SET EXERCISE: Scan the data below and pick out the lines containing the word "screenshot".

DATA SEGMENT:
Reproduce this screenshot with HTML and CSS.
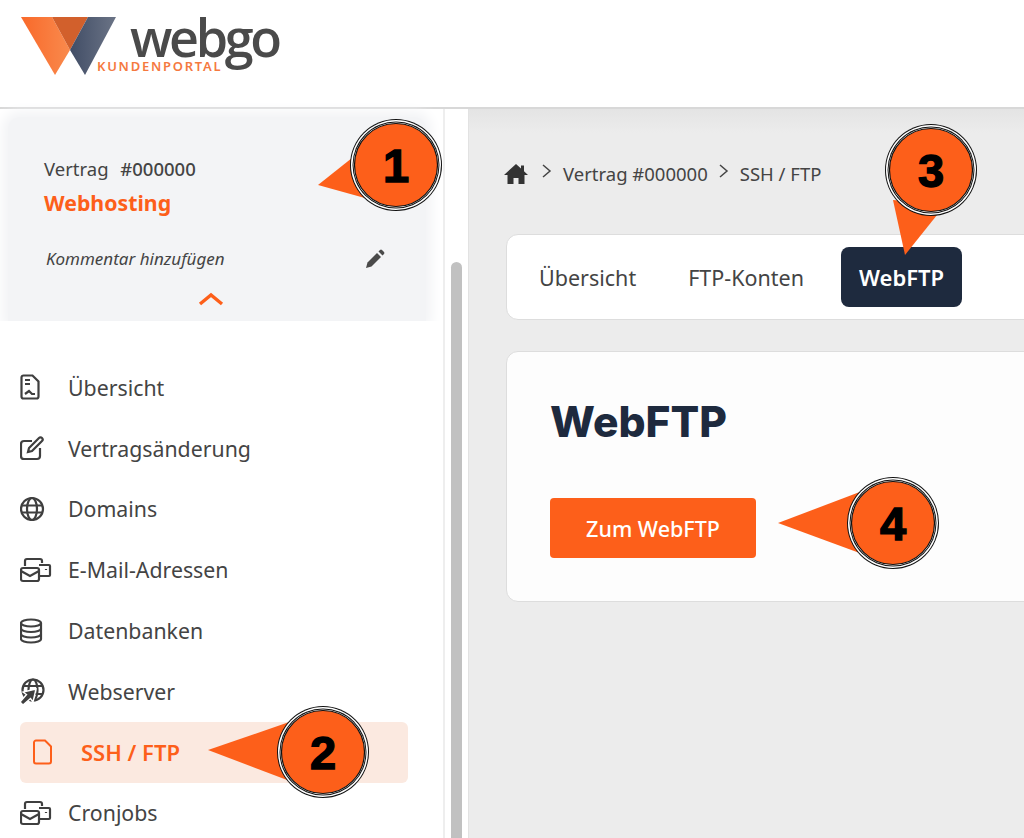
FILE: index.html
```html
<!DOCTYPE html>
<html lang="de">
<head>
  <meta charset="UTF-8" />
  <title>webgo Kundenportal</title>
  <link rel="stylesheet" href="styles.css">
</head>
<body>
  <header class="topbar">
    <div class="logo">
      <svg class="logo-mark" width="96" height="60" viewBox="0 0 96 60">
        <defs>
          <linearGradient id="logoOrange" x1="0" x2="1" y1="0" y2="0">
            <stop offset="0" stop-color="#f9692a"/>
            <stop offset="1" stop-color="#f98a4d"/>
          </linearGradient>
          <linearGradient id="logoBlue" x1="0" x2="1" y1="0" y2="0">
            <stop offset="0" stop-color="#414d66"/>
            <stop offset="1" stop-color="#6b7486"/>
          </linearGradient>
        </defs>
        <polygon points="0,0 31,0 49,33 34,58" fill="url(#logoOrange)"/>
        <polygon points="31,0 67,0 49,33" fill="#d2602c"/>
        <polygon points="67,0 95,0 64,58 49,33" fill="url(#logoBlue)"/>
      </svg>
      <span class="logo-word">webgo</span>
      <span class="logo-sub">KUNDENPORTAL</span>
    </div>
  </header>

  <div class="layout">
    <aside class="sidebar">
      <section class="contract">
        <div class="contract-line">Vertrag <b>#000000</b></div>
        <div class="contract-type">Webhosting</div>
        <div class="contract-note">
          <em>Kommentar hinzufügen</em>
          <svg width="20" height="20" viewBox="0 0 20 20"><path d="M1 19l1.500-5.500L12 4l4 4-9.500 9.500z" fill="#4a4a4a"/><path d="M13.500 2.500L15 1a1.500 1.500 0 0 1 2 0l2 2a1.500 1.500 0 0 1 0 2l-1.500 1.500z" fill="#4a4a4a"/></svg>
        </div>
        <svg class="contract-toggle" width="26" height="14" viewBox="0 0 26 14"><path d="M2 12L13 3l11 9" fill="none" stroke="#fd5f1a" stroke-width="3.400"/></svg>
      </section>

      <nav class="menu">
        <a class="menu-item">
          <svg width="24" height="26" viewBox="0 0 24 26"><g class="ico"><path d="M1.500 3.500a2 2 0 0 1 2-2h9l6 6v15a2 2 0 0 1-2 2h-13a2 2 0 0 1-2-2z"/><path d="M5 6h5M5 10h5M5 20l4-3 3 3h3"/></g></svg>
          Übersicht
        </a>
        <a class="menu-item">
          <svg width="24" height="26" viewBox="0 0 24 26"><g class="ico"><path d="M20 13v8a3 3 0 0 1-3 3H4a3 3 0 0 1-3-3V9a3 3 0 0 1 3-3h8"/><path d="M8 17l1-4L19 3a1.800 1.800 0 0 1 3 3L12 16z"/></g></svg>
          Vertragsänderung
        </a>
        <a class="menu-item">
          <svg width="26" height="26" viewBox="0 0 26 26"><g class="ico"><circle cx="12" cy="13" r="11"/><ellipse cx="12" cy="13" rx="5" ry="11"/><path d="M1.500 9.500h21M1.500 16.500h21"/></g></svg>
          Domains
        </a>
        <a class="menu-item">
          <svg width="32" height="26" viewBox="0 0 32 26"><g class="ico"><path d="M5 9V4a2 2 0 0 1 2-2h13a2 2 0 0 1 2 2v2"/><path d="M19 8h10a1 1 0 0 1 1 1v9a1 1 0 0 1-1 1h-9"/><rect x="1" y="11" width="18" height="13" rx="2"/><path d="M1 14l9 5 9-5"/><path d="M26 12v1"/></g></svg>
          E-Mail-Adressen
        </a>
        <a class="menu-item">
          <svg width="24" height="26" viewBox="0 0 24 26"><g class="ico"><ellipse cx="11" cy="5" rx="10" ry="3.500"/><path d="M1 5v16c0 2 4.500 3.500 10 3.500S21 23 21 21V5"/><path d="M1 10.500c0 2 4.500 3.500 10 3.500s10-1.500 10-3.500M1 16c0 2 4.500 3.500 10 3.500S21 18 21 16"/></g></svg>
          Datenbanken
        </a>
        <a class="menu-item">
          <svg width="26" height="26" viewBox="0 0 26 26"><g class="ico"><circle cx="13" cy="12" r="10.500"/><ellipse cx="13" cy="12" rx="4.500" ry="10.500"/><path d="M3 8h20M3 16h20"/></g><path d="M0 24l6.500-7.500-3.500-2.500 13-3-3 13-2.500-3.500-7.500 6.500z" fill="#3f3f3f" stroke="#fff" stroke-width="1.400"/></svg>
          Webserver
        </a>
        <a class="menu-item is-active">
          <svg width="20" height="26" viewBox="0 0 20 26"><path d="M1 3.500a2 2 0 0 1 2-2h9l6 6v15a2 2 0 0 1-2 2H3a2 2 0 0 1-2-2z" fill="none" stroke="#fd5f1a" stroke-width="2"/></svg>
          SSH / FTP
        </a>
        <a class="menu-item">
          <svg width="32" height="26" viewBox="0 0 32 26"><g class="ico"><path d="M5 9V4a2 2 0 0 1 2-2h13a2 2 0 0 1 2 2v2"/><path d="M19 8h10a1 1 0 0 1 1 1v9a1 1 0 0 1-1 1h-9"/><rect x="1" y="11" width="18" height="13" rx="2"/><path d="M1 14l9 5 9-5"/><path d="M26 12v1"/></g></svg>
          Cronjobs
        </a>
      </nav>
    </aside>

    <div class="scroll-track"><div class="scroll-thumb"></div></div>

    <main class="main">
      <div class="breadcrumb">
        <svg class="crumb-home" width="24" height="22" viewBox="0 0 24 22"><path d="M12 1L0 12h3.500v9h6v-6h5v6h6v-9H24l-4-3.700V2.500h-3v3z" fill="#333"/></svg>
        <svg class="crumb-sep" width="12" height="16" viewBox="0 0 12 16"><path d="M2 2l7 6-7 6" fill="none" stroke="#444" stroke-width="1.500"/></svg>
        <span>Vertrag #000000</span>
        <svg class="crumb-sep" width="12" height="16" viewBox="0 0 12 16"><path d="M2 2l7 6-7 6" fill="none" stroke="#444" stroke-width="1.500"/></svg>
        <span>SSH / FTP</span>
      </div>

      <div class="tabs">
        <a class="tab">Übersicht</a>
        <a class="tab">FTP-Konten</a>
        <a class="tab is-current">WebFTP</a>
      </div>

      <section class="panel">
        <h1>WebFTP</h1>
        <button class="primary-btn">Zum WebFTP</button>
      </section>
    </main>
  </div>

  <!-- numbered callouts laid over the screenshot -->
  <svg class="callouts" width="1024" height="838" viewBox="0 0 1024 838">
    <g class="callout"><polygon points="318,185 362,150 372,200"/><circle class="ring" cx="396" cy="165" r="46"/><circle class="gap" cx="396" cy="165" r="45"/><circle class="ring" cx="396" cy="165" r="43.500"/><circle class="gap" cx="396" cy="165" r="42.500"/><circle class="disc" cx="396" cy="165" r="41.500"/><text x="396" y="182">1</text></g>
    <g class="callout"><polygon points="208,750 295,720 295,783"/><circle class="ring" cx="323" cy="752" r="46"/><circle class="gap" cx="323" cy="752" r="45"/><circle class="ring" cx="323" cy="752" r="43.500"/><circle class="gap" cx="323" cy="752" r="42.500"/><circle class="disc" cx="323" cy="752" r="41.500"/><text x="323" y="769">2</text></g>
    <g class="callout"><polygon points="905,255 893,200 945,205"/><circle class="ring" cx="931" cy="170" r="46"/><circle class="gap" cx="931" cy="170" r="45"/><circle class="ring" cx="931" cy="170" r="43.500"/><circle class="gap" cx="931" cy="170" r="42.500"/><circle class="disc" cx="931" cy="170" r="41.500"/><text x="931" y="187">3</text></g>
    <g class="callout"><polygon points="778,523 865,490 865,555"/><circle class="ring" cx="893" cy="523" r="46"/><circle class="gap" cx="893" cy="523" r="45"/><circle class="ring" cx="893" cy="523" r="43.500"/><circle class="gap" cx="893" cy="523" r="42.500"/><circle class="disc" cx="893" cy="523" r="41.500"/><text x="893" y="540">4</text></g>
  </svg>
</body>
</html>
```

FILE: styles.css
```css
* {
  box-sizing: border-box;
}

html, body {
  height: 838px;
  overflow: hidden;
}

body {
  margin: 0;
  position: relative;
  font-family: 'Noto Sans', sans-serif;
  font-size: 20px;
  color: #444;
  background: #fff;
}

.topbar {
  height: 109px;
  border-bottom: 2px solid #d8d8d8;
  background: #fff;
  padding: 17px 0 0 21px;
}

.logo {
  display: flex;
  position: relative;
  height: 60px;
}

.logo-word {
  margin-left: 13px;
  height: 40px;
  font-family: 'Open Sans', sans-serif;
  font-size: 52px;
  font-weight: 600;
  line-height: 40px;
  letter-spacing: -3.300px;
  color: #4a4a4a;
}

.logo-sub {
  position: absolute;
  left: 76px;
  top: 42px;
  font-size: 13px;
  font-weight: 600;
  letter-spacing: 1.750px;
  color: #f5793f;
  line-height: 14px;
}

.layout {
  display: flex;
  height: 729px;
}

.sidebar {
  width: 445px;
  flex: none;
  padding-top: 8px;
  border-right: 2px solid #eee;
  background: #fff;
}

.contract {
  width: 418px;
  height: 204px;
  margin-left: 8px;
  padding: 38px 41px 0 36px;
  background: #f3f4f6;
  border-radius: 12px 12px 0 0;
  box-shadow: 0 0 12px 6px #f3f4f6;
  clip-path: inset(-20px -20px 0 -20px);
  display: flex;
  flex-direction: column;
}

.contract-line {
  font-size: 18.500px;
  line-height: 28px;
}

.contract-line b {
  font-weight: 500;
  margin-left: 7px;
}

.contract-type {
  margin-top: 2px;
  font-size: 21.300px;
  font-weight: 700;
  line-height: 36px;
  color: #fd5f1a;
}

.contract-note {
  display: flex;
  justify-content: space-between;
  align-items: center;
  margin-top: 26px;
  padding: 0 0 0 2px;
  font-size: 17px;
}

.contract-toggle {
  align-self: center;
  margin-top: 22px;
  margin-right: 7px;
}

.menu {
  margin-top: 36px;
  display: flex;
  flex-direction: column;
}

.menu-item {
  height: 60.800px;
  padding-left: 20px;
  display: grid;
  grid-template-columns: 48px 1fr;
  align-items: center;
  font-size: 21.300px;
  color: #444;
}

.menu-item.is-active {
  width: 388px;
  margin-left: 20px;
  padding-left: 13px;
  background: #fbe9e0;
  border-radius: 6px;
  color: #fd5f1a;
  font-size: 22px;
  font-weight: 600;
}

.ico {
  fill: none;
  stroke: #3f3f3f;
  stroke-width: 2.200;
}

.scroll-track {
  width: 23px;
  flex: none;
  padding: 153px 6px 0;
  background: #fff;
}

.scroll-thumb {
  height: 600px;
  background: #c1c1c1;
  border-radius: 6px 6px 0 0;
}

.main {
  flex: 1;
  min-width: 0;
  padding: 40px 0 0 37px;
  background: linear-gradient(#e4e4e4, #ececec 24px);
  border-left: 1px solid #e2e2e2;
  overflow: hidden;
}

.breadcrumb {
  display: flex;
  align-items: center;
  gap: 10px;
  height: 49px;
  font-size: 18.500px;
  color: #444;
}

.crumb-home {
  margin-left: -2px;
  margin-right: 3px;
}

.crumb-sep {
  margin-top: -6px;
}

.tabs {
  width: 640px;
  height: 86px;
  margin-top: 36px;
  padding: 0 0 0 32px;
  display: flex;
  align-items: center;
  background: #fff;
  border: 1px solid #ddd;
  border-radius: 12px;
}

.tab {
  font-size: 21.500px;
  margin-right: 52px;
  color: #444;
}

.tab:nth-child(2) {
  margin-right: 55px;
}

.tab.is-current {
  margin-left: -18px;
  height: 60px;
  padding: 0 18px;
  display: flex;
  align-items: center;
  background: #1e2a3e;
  border-radius: 8px;
  color: #fff;
  font-size: 22px;
  font-weight: 600;
}

.panel {
  width: 640px;
  height: 251px;
  margin-top: 31px;
  padding: 40px 43px;
  background: #fdfdfd;
  border: 1px solid #ddd;
  border-radius: 12px;
}

.panel h1 {
  margin: 0;
  font-family: 'Inter', sans-serif;
  font-size: 42.500px;
  font-weight: 800;
  line-height: 60px;
  color: #1e2a3e;
}

.primary-btn {
  display: block;
  width: 206px;
  height: 60px;
  margin-top: 46px;
  border: none;
  border-radius: 4px;
  background: #fd5f1a;
  font-family: 'Noto Sans', sans-serif;
  font-size: 21.500px;
  font-weight: 500;
  color: #fff;
}

.callouts {
  position: absolute;
  left: 0;
  top: 0;
}

.callout polygon, .disc {
  fill: #fd5f1a;
}

.ring {
  fill: #111;
}

.gap {
  fill: #fff;
}

.disc {
  stroke: #111;
  stroke-width: 1.200;
}

.callout text {
  font-family: 'Liberation Sans', sans-serif;
  font-size: 47px;
  font-weight: 700;
  text-anchor: middle;
  fill: #000;
  stroke: #000;
  stroke-width: 1.400;
}
```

ANSWER FOR THIS EXERCISE:
Reproduce this screenshot with HTML and CSS.
  <!-- numbered callouts laid over the screenshot -->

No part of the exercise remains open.